What you need to do ::
All the data below goes into the copy word for word, but the pictures don't.

______________________________

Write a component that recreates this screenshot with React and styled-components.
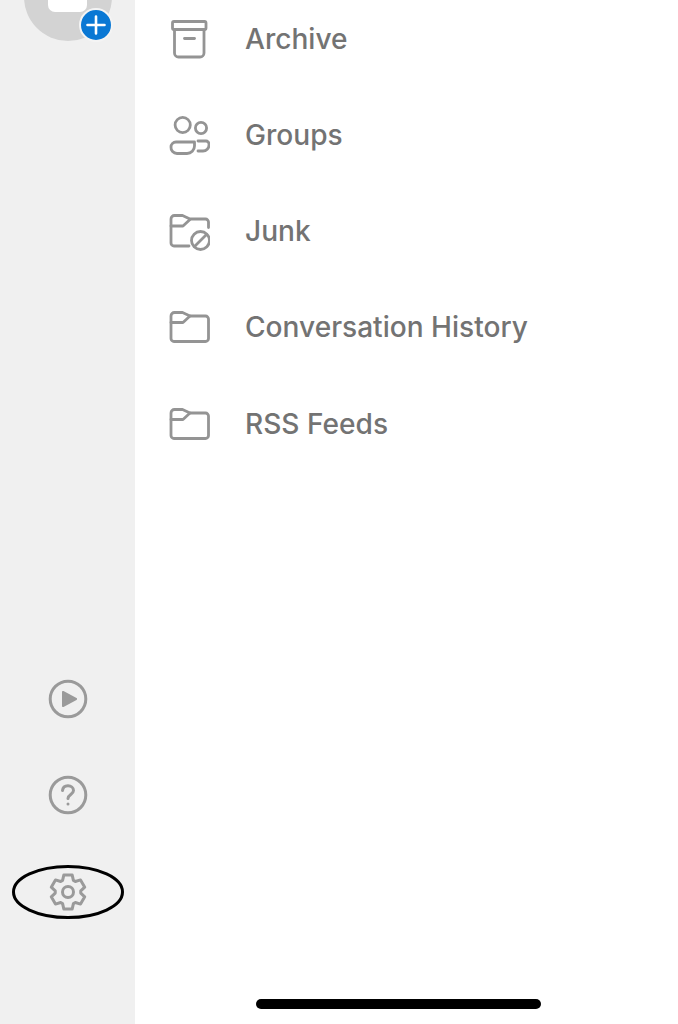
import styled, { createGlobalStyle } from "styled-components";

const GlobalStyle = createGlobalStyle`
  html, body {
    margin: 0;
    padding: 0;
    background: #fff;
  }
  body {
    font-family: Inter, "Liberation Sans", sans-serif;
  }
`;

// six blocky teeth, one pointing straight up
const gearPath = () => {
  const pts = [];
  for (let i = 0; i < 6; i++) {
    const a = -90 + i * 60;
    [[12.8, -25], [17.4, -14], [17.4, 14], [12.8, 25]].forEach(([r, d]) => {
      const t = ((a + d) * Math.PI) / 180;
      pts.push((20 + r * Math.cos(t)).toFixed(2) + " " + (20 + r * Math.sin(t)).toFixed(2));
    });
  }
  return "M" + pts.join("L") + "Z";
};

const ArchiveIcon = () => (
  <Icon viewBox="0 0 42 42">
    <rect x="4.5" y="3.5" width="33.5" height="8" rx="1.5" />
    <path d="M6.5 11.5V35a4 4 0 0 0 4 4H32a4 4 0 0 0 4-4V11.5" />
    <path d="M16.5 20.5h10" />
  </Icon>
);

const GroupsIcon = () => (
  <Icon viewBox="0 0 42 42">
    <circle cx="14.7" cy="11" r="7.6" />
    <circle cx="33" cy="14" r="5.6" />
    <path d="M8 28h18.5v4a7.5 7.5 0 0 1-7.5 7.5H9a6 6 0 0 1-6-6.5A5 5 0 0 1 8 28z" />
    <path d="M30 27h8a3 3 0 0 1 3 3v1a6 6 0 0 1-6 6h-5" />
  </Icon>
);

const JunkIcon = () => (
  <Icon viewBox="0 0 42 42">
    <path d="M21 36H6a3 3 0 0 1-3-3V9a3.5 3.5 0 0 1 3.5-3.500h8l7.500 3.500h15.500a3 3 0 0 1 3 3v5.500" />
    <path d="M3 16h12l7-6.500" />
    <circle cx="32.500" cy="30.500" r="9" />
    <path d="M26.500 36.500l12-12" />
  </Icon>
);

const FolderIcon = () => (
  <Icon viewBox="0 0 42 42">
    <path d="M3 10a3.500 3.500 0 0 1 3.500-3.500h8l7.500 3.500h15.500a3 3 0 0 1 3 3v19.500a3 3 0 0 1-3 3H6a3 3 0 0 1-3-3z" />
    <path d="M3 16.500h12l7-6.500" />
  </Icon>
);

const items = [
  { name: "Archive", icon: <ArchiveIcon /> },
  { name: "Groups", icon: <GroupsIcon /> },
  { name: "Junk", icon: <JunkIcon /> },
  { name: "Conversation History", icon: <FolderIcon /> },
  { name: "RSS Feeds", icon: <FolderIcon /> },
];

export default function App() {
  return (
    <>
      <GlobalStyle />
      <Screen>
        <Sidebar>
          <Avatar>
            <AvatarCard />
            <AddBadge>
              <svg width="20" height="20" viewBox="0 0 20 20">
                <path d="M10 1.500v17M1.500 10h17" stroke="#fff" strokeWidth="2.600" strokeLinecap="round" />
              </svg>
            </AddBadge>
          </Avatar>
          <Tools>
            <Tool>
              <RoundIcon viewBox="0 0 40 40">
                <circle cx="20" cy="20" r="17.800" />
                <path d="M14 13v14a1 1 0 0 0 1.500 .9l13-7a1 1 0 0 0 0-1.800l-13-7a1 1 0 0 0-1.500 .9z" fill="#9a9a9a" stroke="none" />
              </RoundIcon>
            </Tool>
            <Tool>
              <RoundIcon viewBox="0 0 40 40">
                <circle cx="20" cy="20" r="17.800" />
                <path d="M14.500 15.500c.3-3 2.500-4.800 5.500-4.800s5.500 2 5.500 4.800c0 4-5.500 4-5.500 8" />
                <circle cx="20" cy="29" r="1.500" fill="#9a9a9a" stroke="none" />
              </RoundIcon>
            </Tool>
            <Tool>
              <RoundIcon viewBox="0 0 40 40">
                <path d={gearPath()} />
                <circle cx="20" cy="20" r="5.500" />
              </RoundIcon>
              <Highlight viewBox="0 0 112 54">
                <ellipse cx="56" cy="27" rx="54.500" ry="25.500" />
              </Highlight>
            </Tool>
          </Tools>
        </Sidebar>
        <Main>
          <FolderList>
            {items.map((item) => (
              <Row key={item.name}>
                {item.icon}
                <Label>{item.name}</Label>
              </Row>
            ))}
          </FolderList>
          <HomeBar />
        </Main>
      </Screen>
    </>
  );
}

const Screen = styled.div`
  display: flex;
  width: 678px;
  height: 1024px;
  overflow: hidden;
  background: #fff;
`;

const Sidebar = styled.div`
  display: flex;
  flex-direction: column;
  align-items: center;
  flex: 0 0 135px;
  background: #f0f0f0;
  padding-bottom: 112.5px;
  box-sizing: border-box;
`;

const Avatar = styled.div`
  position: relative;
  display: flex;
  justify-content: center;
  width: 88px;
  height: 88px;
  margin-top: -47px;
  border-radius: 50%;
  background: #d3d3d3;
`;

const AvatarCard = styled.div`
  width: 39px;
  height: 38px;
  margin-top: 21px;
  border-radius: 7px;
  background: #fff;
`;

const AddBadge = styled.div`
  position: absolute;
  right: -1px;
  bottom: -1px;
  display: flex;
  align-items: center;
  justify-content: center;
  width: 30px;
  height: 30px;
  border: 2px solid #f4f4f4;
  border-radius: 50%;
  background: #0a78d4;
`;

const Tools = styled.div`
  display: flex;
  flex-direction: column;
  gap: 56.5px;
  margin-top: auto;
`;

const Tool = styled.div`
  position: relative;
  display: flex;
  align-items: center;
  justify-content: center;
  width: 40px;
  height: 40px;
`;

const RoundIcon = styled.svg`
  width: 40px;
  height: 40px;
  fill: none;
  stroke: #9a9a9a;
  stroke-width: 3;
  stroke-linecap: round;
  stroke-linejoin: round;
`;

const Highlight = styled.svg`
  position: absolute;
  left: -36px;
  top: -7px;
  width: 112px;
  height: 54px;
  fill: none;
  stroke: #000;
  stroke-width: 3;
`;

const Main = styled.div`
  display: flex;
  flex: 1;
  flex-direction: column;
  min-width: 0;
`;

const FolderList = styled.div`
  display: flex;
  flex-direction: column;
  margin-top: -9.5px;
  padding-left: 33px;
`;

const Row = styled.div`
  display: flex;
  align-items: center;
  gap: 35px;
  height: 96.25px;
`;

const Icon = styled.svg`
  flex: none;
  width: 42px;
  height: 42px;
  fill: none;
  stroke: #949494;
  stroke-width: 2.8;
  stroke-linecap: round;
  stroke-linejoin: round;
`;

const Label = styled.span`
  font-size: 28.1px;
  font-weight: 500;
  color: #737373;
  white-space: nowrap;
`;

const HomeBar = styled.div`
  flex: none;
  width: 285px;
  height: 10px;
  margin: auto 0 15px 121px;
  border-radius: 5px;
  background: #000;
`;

______________________________

Task solution ::
Write a component that recreates this screenshot with React and styled-components.
import styled, { createGlobalStyle } from "styled-components";

const GlobalStyle = createGlobalStyle`
  html, body {
    margin: 0;
    padding: 0;
    background: #fff;
  }
  body {
    font-family: Inter, "Liberation Sans", sans-serif;
  }
`;

// six blocky teeth, one pointing straight up
const gearPath = () => {
  const pts = [];
  for (let i = 0; i < 6; i++) {
    const a = -90 + i * 60;
    [[12.8, -25], [17.4, -14], [17.4, 14], [12.8, 25]].forEach(([r, d]) => {
      const t = ((a + d) * Math.PI) / 180;
      pts.push((20 + r * Math.cos(t)).toFixed(2) + " " + (20 + r * Math.sin(t)).toFixed(2));
    });
  }
  return "M" + pts.join("L") + "Z";
};

const ArchiveIcon = () => (
  <Icon viewBox="0 0 42 42">
    <rect x="4.5" y="3.5" width="33.5" height="8" rx="1.5" />
    <path d="M6.5 11.5V35a4 4 0 0 0 4 4H32a4 4 0 0 0 4-4V11.5" />
    <path d="M16.5 20.5h10" />
  </Icon>
);

const GroupsIcon = () => (
  <Icon viewBox="0 0 42 42">
    <circle cx="14.7" cy="11" r="7.6" />
    <circle cx="33" cy="14" r="5.6" />
    <path d="M8 28h18.5v4a7.5 7.5 0 0 1-7.5 7.5H9a6 6 0 0 1-6-6.5A5 5 0 0 1 8 28z" />
    <path d="M30 27h8a3 3 0 0 1 3 3v1a6 6 0 0 1-6 6h-5" />
  </Icon>
);

const JunkIcon = () => (
  <Icon viewBox="0 0 42 42">
    <path d="M21 36H6a3 3 0 0 1-3-3V9a3.5 3.5 0 0 1 3.5-3.500h8l7.500 3.500h15.500a3 3 0 0 1 3 3v5.500" />
    <path d="M3 16h12l7-6.500" />
    <circle cx="32.500" cy="30.500" r="9" />
    <path d="M26.500 36.500l12-12" />
  </Icon>
);

const FolderIcon = () => (
  <Icon viewBox="0 0 42 42">
    <path d="M3 10a3.500 3.500 0 0 1 3.500-3.500h8l7.500 3.500h15.500a3 3 0 0 1 3 3v19.500a3 3 0 0 1-3 3H6a3 3 0 0 1-3-3z" />
    <path d="M3 16.500h12l7-6.500" />
  </Icon>
);

const items = [
  { name: "Archive", icon: <ArchiveIcon /> },
  { name: "Groups", icon: <GroupsIcon /> },
  { name: "Junk", icon: <JunkIcon /> },
  { name: "Conversation History", icon: <FolderIcon /> },
  { name: "RSS Feeds", icon: <FolderIcon /> },
];

export default function App() {
  return (
    <>
      <GlobalStyle />
      <Screen>
        <Sidebar>
          <Avatar>
            <AvatarCard />
            <AddBadge>
              <svg width="20" height="20" viewBox="0 0 20 20">
                <path d="M10 1.500v17M1.500 10h17" stroke="#fff" strokeWidth="2.600" strokeLinecap="round" />
              </svg>
            </AddBadge>
          </Avatar>
          <Tools>
            <Tool>
              <RoundIcon viewBox="0 0 40 40">
                <circle cx="20" cy="20" r="17.800" />
                <path d="M14 13v14a1 1 0 0 0 1.500 .9l13-7a1 1 0 0 0 0-1.800l-13-7a1 1 0 0 0-1.500 .9z" fill="#9a9a9a" stroke="none" />
              </RoundIcon>
            </Tool>
            <Tool>
              <RoundIcon viewBox="0 0 40 40">
                <circle cx="20" cy="20" r="17.800" />
                <path d="M14.500 15.500c.3-3 2.500-4.800 5.500-4.800s5.500 2 5.500 4.800c0 4-5.500 4-5.500 8" />
                <circle cx="20" cy="29" r="1.500" fill="#9a9a9a" stroke="none" />
              </RoundIcon>
            </Tool>
            <Tool>
              <RoundIcon viewBox="0 0 40 40">
                <path d={gearPath()} />
                <circle cx="20" cy="20" r="5.500" />
              </RoundIcon>
              <Highlight viewBox="0 0 112 54">
                <ellipse cx="56" cy="27" rx="54.500" ry="25.500" />
              </Highlight>
            </Tool>
          </Tools>
        </Sidebar>
        <Main>
          <FolderList>
            {items.map((item) => (
              <Row key={item.name}>
                {item.icon}
                <Label>{item.name}</Label>
              </Row>
            ))}
          </FolderList>
          <HomeBar />
        </Main>
      </Screen>
    </>
  );
}

const Screen = styled.div`
  display: flex;
  width: 678px;
  height: 1024px;
  overflow: hidden;
  background: #fff;
`;

const Sidebar = styled.div`
  display: flex;
  flex-direction: column;
  align-items: center;
  flex: 0 0 135px;
  background: #f0f0f0;
  padding-bottom: 112.5px;
  box-sizing: border-box;
`;

const Avatar = styled.div`
  position: relative;
  display: flex;
  justify-content: center;
  width: 88px;
  height: 88px;
  margin-top: -47px;
  border-radius: 50%;
  background: #d3d3d3;
`;

const AvatarCard = styled.div`
  width: 39px;
  height: 38px;
  margin-top: 21px;
  border-radius: 7px;
  background: #fff;
`;

const AddBadge = styled.div`
  position: absolute;
  right: -1px;
  bottom: -1px;
  display: flex;
  align-items: center;
  justify-content: center;
  width: 30px;
  height: 30px;
  border: 2px solid #f4f4f4;
  border-radius: 50%;
  background: #0a78d4;
`;

const Tools = styled.div`
  display: flex;
  flex-direction: column;
  gap: 56.5px;
  margin-top: auto;
`;

const Tool = styled.div`
  position: relative;
  display: flex;
  align-items: center;
  justify-content: center;
  width: 40px;
  height: 40px;
`;

const RoundIcon = styled.svg`
  width: 40px;
  height: 40px;
  fill: none;
  stroke: #9a9a9a;
  stroke-width: 3;
  stroke-linecap: round;
  stroke-linejoin: round;
`;

const Highlight = styled.svg`
  position: absolute;
  left: -36px;
  top: -7px;
  width: 112px;
  height: 54px;
  fill: none;
  stroke: #000;
  stroke-width: 3;
`;

const Main = styled.div`
  display: flex;
  flex: 1;
  flex-direction: column;
  min-width: 0;
`;

const FolderList = styled.div`
  display: flex;
  flex-direction: column;
  margin-top: -9.5px;
  padding-left: 33px;
`;

const Row = styled.div`
  display: flex;
  align-items: center;
  gap: 35px;
  height: 96.25px;
`;

const Icon = styled.svg`
  flex: none;
  width: 42px;
  height: 42px;
  fill: none;
  stroke: #949494;
  stroke-width: 2.8;
  stroke-linecap: round;
  stroke-linejoin: round;
`;

const Label = styled.span`
  font-size: 28.1px;
  font-weight: 500;
  color: #737373;
  white-space: nowrap;
`;

const HomeBar = styled.div`
  flex: none;
  width: 285px;
  height: 10px;
  margin: auto 0 15px 121px;
  border-radius: 5px;
  background: #000;
`;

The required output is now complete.